The settlement currently in negotiations with the banks is being led by Tom Miller, the Iowa Attorney General who just last week removed New York Attorney General Eric Schneiderman, a vocal critic of the proposed settlement. O’Brien has expressed his outrage over the ouster and has called for Miller to step aside. O’Brien said “we need more Eric Schneidermans fighting the fight. He is the voice of Main Street not Wall Street”. According to O’Brien, any settlement at this time would be a total sellout of the American property owner and their property rights.

We still do not know the extent of the damage and just how much they have fleeced from taxpayers in lost recording fees, which in my opinion run into billions of dollars.

These CEO’s have to step up and take full responsibility for what they have allowed to happen. They have played fast and loose with people’s property rights, and have corrupted the chains of title to hundreds of thousands of property owners across this country,” O’Brien says.

In addition, O’Brien believes that the only way lenders and the attorneys general can fully appreciate the ramifications of the schemes (including the recording of fraudulent documents, which in some cases were used to take people’s homes illegally; the use of robo-signers; and the failure to record assignments) is to travel to Salem, sit across the table from him and review the documents. Only then, will they fully understand the extent of the damage that’s been caused.
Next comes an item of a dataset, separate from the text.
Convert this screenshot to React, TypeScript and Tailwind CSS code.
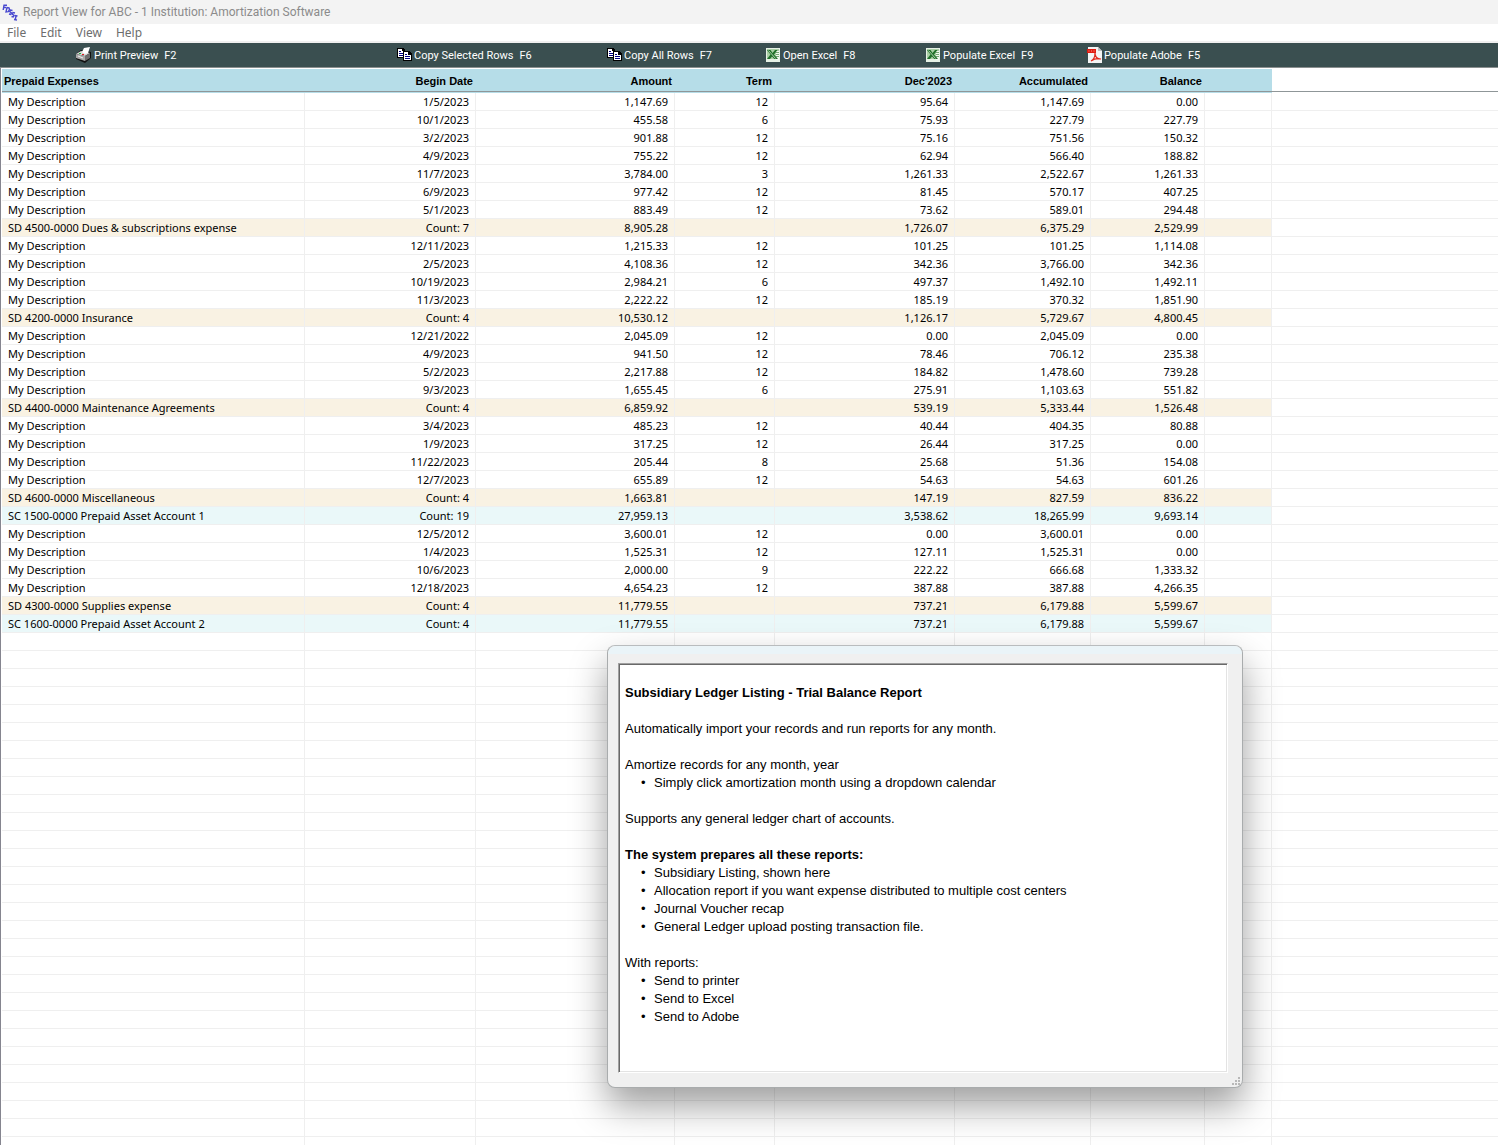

“Hopefully,” O’Brien says, “By viewing the thousands of fraudulent documents recorded in my Registry, they will begin to understand how serious this issue is and work with Registers of Deeds across this country to correct the wrongs that have been committed.”

“All I am looking for is justice for these homeowners. I have said all along, that the banks need to talk to Registers of Deeds. What better way, than to come to an actual Registry and see first-hand what I am talking about. It would be the responsible thing for them to do. We would be able to have an open and frank discussion which hopefully would lead to a solution. The last thing the American people need now is to have this issue swept under the rug and settled for pennies on the dollar,” O’Brien said.

© 2010-19 FORECLOSURE FRAUD | by DinSFLA. All rights reserved.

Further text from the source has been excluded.